Darkvision should be retained by Underdark races such as Deep Gnomes and Drow, as well as underground-dwelling creatures like Dwarfs and Kobolds. Races like Yuan-ti would receive Infravision, and races like Elves and Leonin, who used to have beneficial sight, would receive a bonus to perception checks in dim-light areas. By doing that, we would reduce the number of classes with Darkvision and reintroduce the Dungeon Crawling experience from the original Dungeons and Dragons. If Dungeon Masters don't want to manage light, then we can put in an optional rule from 4e regarding lit dungeons and create an equal playing field for all players.
5e has lost some of the old-school Dungeon Crawling vibes, where the horror of dark, torch-lit dungeons was a real challenge. Many say that 5e is made "easy," which is why it's so popular, but in reality, Darkvision in 5e complicates the game and creates an uneven playing field for players.
In conclusion, the presence of Darkvision in Dungeons and Dragons 5e has raised some concerns, particularly when it comes to gameplay dynamics and the atmosphere of the game.
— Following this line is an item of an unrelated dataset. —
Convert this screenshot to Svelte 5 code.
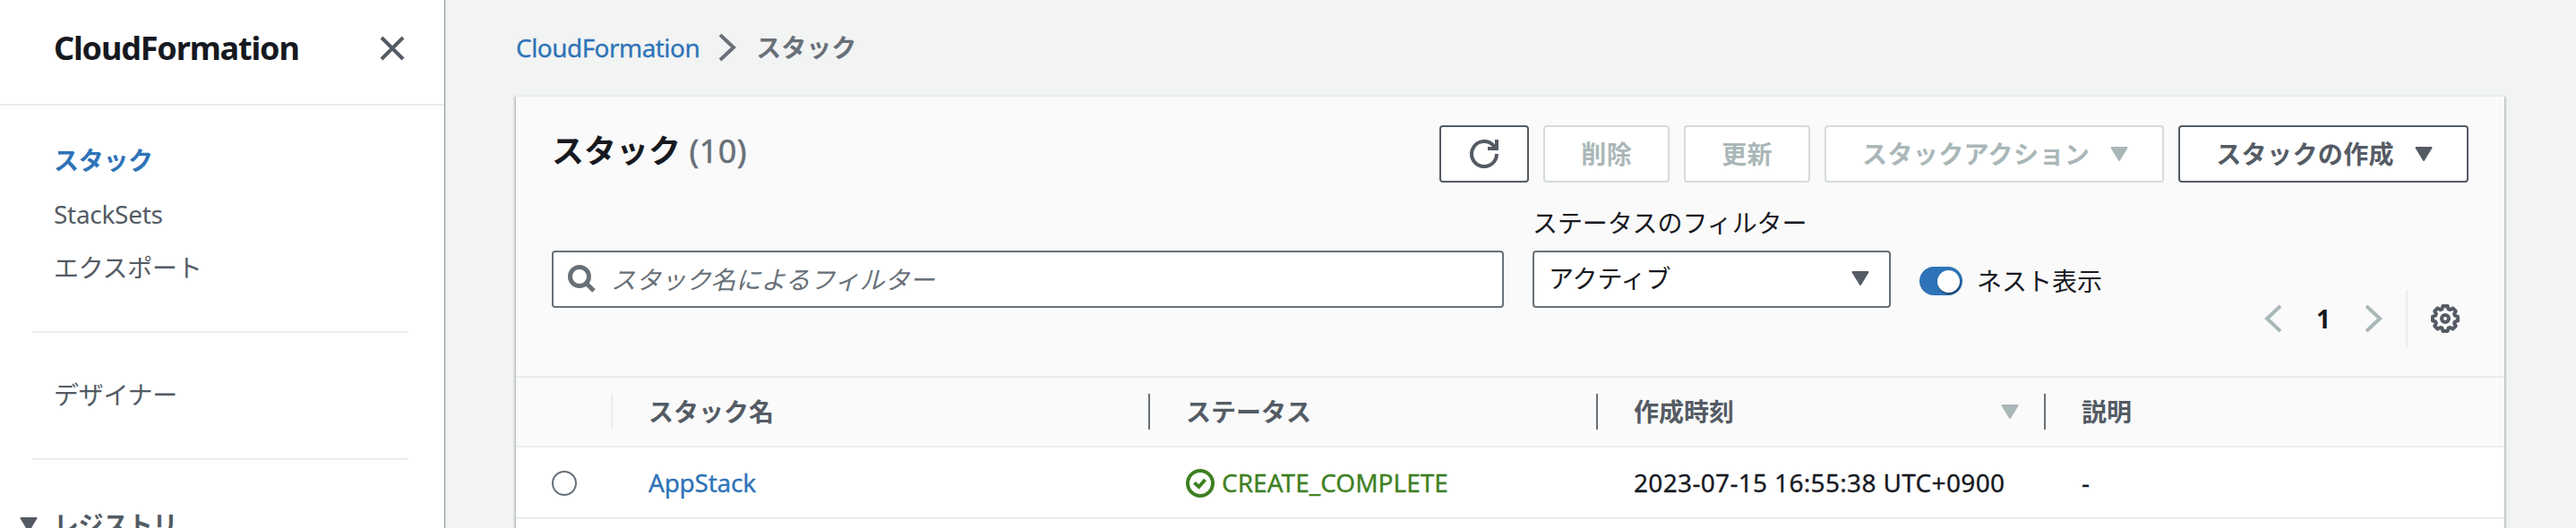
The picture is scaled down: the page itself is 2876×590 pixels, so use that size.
<script>
  let nested = true;
  let filterText = "";

  const navLinks = [
    { label: "スタック", active: true },
    { label: "StackSets" },
    { label: "エクスポート" },
  ];

  const stacks = [
    {
      name: "AppStack",
      status: "CREATE_COMPLETE",
      created: "2023-07-15 16:55:38 UTC+0900",
      description: "-",
    },
  ];
</script>

{#snippet caret()}
  <svg class="caret" viewBox="0 0 20 16">
    <path d="M1.5 1h17L10 15z" />
  </svg>
{/snippet}

<div class="page">
  <aside>
    <header>
      <h1>CloudFormation</h1>
      <svg class="close" viewBox="0 0 28 28">
        <path d="M2 2l24 24M26 2L2 26" />
      </svg>
    </header>
    <nav>
      {#each navLinks as link}
        <a href="#top" class:active={link.active}>{link.label}</a>
      {/each}
      <hr />
      <a href="#top">デザイナー</a>
      <hr />
      <div class="group">
        {@render caret()}
        <span>レジストリ</span>
      </div>
    </nav>
  </aside>

  <main>
    <div class="breadcrumb">
      <a href="#top">CloudFormation</a>
      <svg viewBox="0 0 20 32">
        <path d="M2 2l15 14L2 30" />
      </svg>
      <span>スタック</span>
    </div>

    <section>
      <div class="titlebar">
        <h2>スタック <span>(10)</span></h2>
        <div class="actions">
          <button class="refresh" aria-label="refresh">
            <svg viewBox="0 0 32 32">
              <path d="M30 16a14 14 0 1 1-3.500-9.200L29 10" />
              <path d="M30 0v10H20" />
            </svg>
          </button>
          <button disabled>削除</button>
          <button disabled>更新</button>
          <button class="menu" disabled>スタックアクション {@render caret()}</button>
          <button class="menu">スタックの作成 {@render caret()}</button>
        </div>
      </div>

      <div class="filters">
        <div class="search">
          <svg viewBox="0 0 32 32">
            <circle cx="13" cy="13" r="10.500" />
            <path d="M20.500 20.500L29 29" />
          </svg>
          <input bind:value={filterText} placeholder="スタック名によるフィルター" />
        </div>
        <div class="status-filter">
          <span>ステータスのフィルター</span>
          <div class="select">アクティブ {@render caret()}</div>
        </div>
        <button
          class="toggle"
          class:on={nested}
          aria-label="nested"
          on:click={() => (nested = !nested)}
        >
          <i></i>
        </button>
        <span class="toggle-label">ネスト表示</span>
        <div class="pagination">
          <svg class="arrow" viewBox="0 0 20 32">
            <path d="M18 2L3 16l15 14" />
          </svg>
          <b>1</b>
          <svg class="arrow" viewBox="0 0 20 32">
            <path d="M2 2l15 14L2 30" />
          </svg>
          <div class="settings">
            <svg viewBox="0 0 32 32">
              <path
                d="M13.400 2h5.200l.9 3.300 2 .8 3-1.700 3.300 3.300-1.700 3 .8 2 3.100.9v4.800l-3.100.9-.8 2 1.700 3-3.300 3.300-3-1.700-2 .8-.9 3.300h-5.200l-.9-3.300-2-.8-3 1.700-3.300-3.300 1.700-3-.8-2-3.100-.9v-4.800l3.100-.9.8-2-1.700-3 3.300-3.300 3 1.700 2-.8z"
              />
              <circle cx="16" cy="16" r="4" />
            </svg>
          </div>
        </div>
      </div>

      <div class="row head">
        <div class="cell"></div>
        <div class="cell">スタック名</div>
        <div class="cell">ステータス</div>
        <div class="cell sorted">作成時刻 {@render caret()}</div>
        <div class="cell">説明</div>
      </div>
      {#each stacks as stack}
        <div class="row">
          <div class="cell"><i class="radio"></i></div>
          <div class="cell"><a class="name" href="#top">{stack.name}</a></div>
          <div class="cell status">
            <svg viewBox="0 0 32 32">
              <circle cx="16" cy="16" r="14" />
              <path d="M9.500 15.500l5 4.500 7-8" />
            </svg>
            <span>{stack.status}</span>
          </div>
          <div class="cell created">{stack.created}</div>
          <div class="cell">{stack.description}</div>
        </div>
      {/each}
    </section>
  </main>
</div>

<style>
  :global(body) {
    margin: 0;
    overflow: hidden;
  }

  .page {
    display: flex;
    height: 590px;
    overflow: hidden;
    background: #f2f3f3;
    color: #16191f;
    font-family: "Noto Sans", "Noto Sans CJK JP", sans-serif;
    font-size: 28px;
    line-height: 40px;
  }

  .page * {
    box-sizing: border-box;
  }

  a {
    color: #2e73b8;
    text-decoration: none;
  }

  svg {
    display: block;
    flex: none;
    fill: none;
    stroke: #545b64;
    stroke-width: 4;
  }

  .caret {
    width: 20px;
    height: 16px;
    fill: #545b64;
    stroke-width: 2;
    stroke-linejoin: round;
  }

  aside {
    position: relative;
    width: 496px;
    flex: none;
    background: #fff;
    box-shadow: 1px 0 1px rgba(0, 28, 36, 0.4);
  }

  header {
    display: flex;
    justify-content: space-between;
    align-items: center;
    height: 118px;
    padding: 0 44px 8px 60px;
    border-bottom: 2px solid #eaeded;
  }

  h1 {
    margin: 0;
    font-size: 36px;
    letter-spacing: -1.15px;
  }

  .close {
    width: 28px;
    height: 28px;
  }

  nav {
    padding: 41px 40px 0 36px;
  }

  nav a {
    display: block;
    height: 60px;
    padding: 0 24px;
    line-height: 40px;
    letter-spacing: -0.3px;
    color: #545b64;
  }

  nav a.active {
    color: #2e73b8;
    font-weight: bold;
  }

  hr {
    height: 2px;
    margin: 31px 0 49px;
    border: 0;
    background: #eaeded;
  }

  .group {
    display: flex;
    align-items: center;
    margin: 52px 0 0 -14px;
    gap: 18px;
    font-weight: bold;
    letter-spacing: -0.4px;
    color: #545b64;
  }

  main {
    padding-left: 80px;
  }

  .breadcrumb {
    display: flex;
    align-items: center;
    height: 106px;
  }

  .breadcrumb a {
    letter-spacing: -0.55px;
    -webkit-text-stroke: 0.3px;
  }

  .breadcrumb svg {
    width: 20px;
    height: 32px;
    margin: 0 22px 0 21px;
    stroke: #687078;
  }

  .breadcrumb span {
    color: #687078;
    font-weight: bold;
  }

  section {
    width: 2220px;
    height: 500px;
    background: #fff;
    border-top: 2px solid #eaeded;
    box-shadow:
      0 2px 2px rgba(0, 28, 36, 0.3),
      2px 2px 2px rgba(0, 28, 36, 0.15),
      -2px 2px 2px rgba(0, 28, 36, 0.15);
  }

  .titlebar {
    display: flex;
    justify-content: space-between;
    height: 112px;
    padding: 32px 40px 0;
    background: #fafafa;
  }

  h2 {
    margin: 0;
    font-size: 36px;
    line-height: 58px;
  }

  h2 span {
    color: #687078;
    font-weight: normal;
    letter-spacing: 0.5px;
    -webkit-text-stroke: 0.5px;
  }

  .actions {
    display: flex;
    gap: 16px;
  }

  .actions button {
    display: flex;
    align-items: center;
    justify-content: space-between;
    height: 64px;
    padding: 0 40px;
    border: 2px solid #545b64;
    border-radius: 4px;
    background: #fff;
    color: #545b64;
    font: inherit;
    font-weight: bold;
    letter-spacing: 0.4px;
  }

  .actions .menu {
    gap: 23px;
    padding-right: 38px;
  }

  .actions button:disabled {
    border-color: #d5dbdb;
    color: #aab7b8;
  }

  .actions button:disabled .caret {
    fill: #aab7b8;
    stroke: #aab7b8;
  }

  .actions .refresh {
    padding: 0 32px;
  }

  .refresh svg {
    width: 32px;
    height: 32px;
  }

  .filters {
    display: flex;
    align-items: flex-end;
    height: 200px;
    padding: 0 40px 76px;
    background: #fafafa;
  }

  .search {
    display: flex;
    align-items: center;
    width: 1063px;
    height: 64px;
    padding: 0 16px;
    border: 2px solid #687078;
    border-radius: 4px;
    background: #fff;
  }

  .search svg {
    width: 32px;
    height: 32px;
    stroke: #687078;
    stroke-width: 5;
  }

  .search input {
    flex: 1;
    padding: 0 16px;
    border: 0;
    outline: 0;
    background: none;
    font: inherit;
    letter-spacing: -0.1px;
  }

  .search input::placeholder {
    color: #687078;
    font-style: italic;
    opacity: 1;
  }

  .status-filter {
    width: 400px;
    margin-left: 32px;
    letter-spacing: -0.1px;
  }

  .select {
    display: flex;
    align-items: center;
    justify-content: space-between;
    height: 64px;
    margin-top: 11px;
    padding: 0 22px 2px 16px;
    border: 2px solid #687078;
    border-radius: 4px;
    background: #fff;
  }

  .toggle {
    width: 48px;
    height: 32px;
    margin: 0 16px 14px 32px;
    padding: 3px;
    border: 0;
    border-radius: 16px;
    background: #687078;
  }

  .toggle.on {
    padding-left: 20px;
    background: #2e73b8;
  }

  .toggle i {
    display: block;
    width: 25px;
    height: 25px;
    border-radius: 50%;
    background: #fff;
    box-shadow: 1px 2px 2px rgba(0, 0, 0, 0.4);
  }

  .toggle-label {
    margin-bottom: 10px;
  }

  .pagination {
    display: flex;
    align-items: center;
    height: 64px;
    margin: 0 10px -44px auto;
  }

  .arrow {
    width: 20px;
    height: 32px;
    stroke: #aab7b8;
  }

  .pagination b {
    width: 92px;
    text-align: center;
  }

  .settings {
    display: flex;
    align-items: center;
    height: 64px;
    margin-left: 26px;
    padding-left: 26px;
    border-left: 2px solid #eaeded;
  }

  .settings svg {
    width: 32px;
    height: 32px;
    stroke-linejoin: round;
  }

  .row {
    display: grid;
    grid-template-columns: 108px 600px 500px 500px 1fr;
    align-items: center;
    height: 80px;
    border-bottom: 2px solid #eaeded;
    -webkit-text-stroke: 0.3px;
  }

  .cell {
    display: flex;
    align-items: center;
    height: 40px;
    padding-left: 40px;
  }

  .head {
    border-top: 2px solid #eaeded;
    background: #fafafa;
    color: #545b64;
    font-weight: bold;
    -webkit-text-stroke: 0;
  }

  .head .cell {
    border-right: 2px solid #687078;
  }

  .head .cell:first-child {
    border-color: #eaeded;
  }

  .head .cell:last-child {
    border: 0;
  }

  .sorted {
    justify-content: space-between;
    padding-right: 28px;
  }

  .sorted .caret {
    fill: #aab7b8;
    stroke: #aab7b8;
  }

  .radio {
    width: 28px;
    height: 28px;
    margin-top: 2px;
    border: 2px solid #687078;
    border-radius: 50%;
  }

  .name {
    letter-spacing: -0.25px;
  }

  .status {
    gap: 8px;
    color: #3e8022;
  }

  .status svg {
    width: 32px;
    height: 32px;
    margin-top: 2px;
    stroke: #3e8022;
  }

  .created {
    letter-spacing: 0.33px;
  }
</style>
While Darkvision offers an advantage to many player races, its overuse can undermine the significance of light management, spells, and items that were once essential in creating a sense of tension and exploration in the game.
A potential solution proposed here is to reconsider which races and creatures should have Darkvision and introduce alternative vision types, such as Infravision, for races that don't naturally fit the Darkvision mold. By doing so, we can restore the excitement of exploring dark, mysterious dungeons and bring back the suspense and thrill of navigating the unknown.
Ultimately, the purpose is not to make the game needlessly complicated, but to strike a balance that maintains the sense of challenge and adventure that has been a hallmark of Dungeons and Dragons for years. Revisiting the role of Darkvision in 5e could help recapture the magic of dungeon crawling and reignite the sense of wonder that makes this iconic tabletop role-playing game so beloved.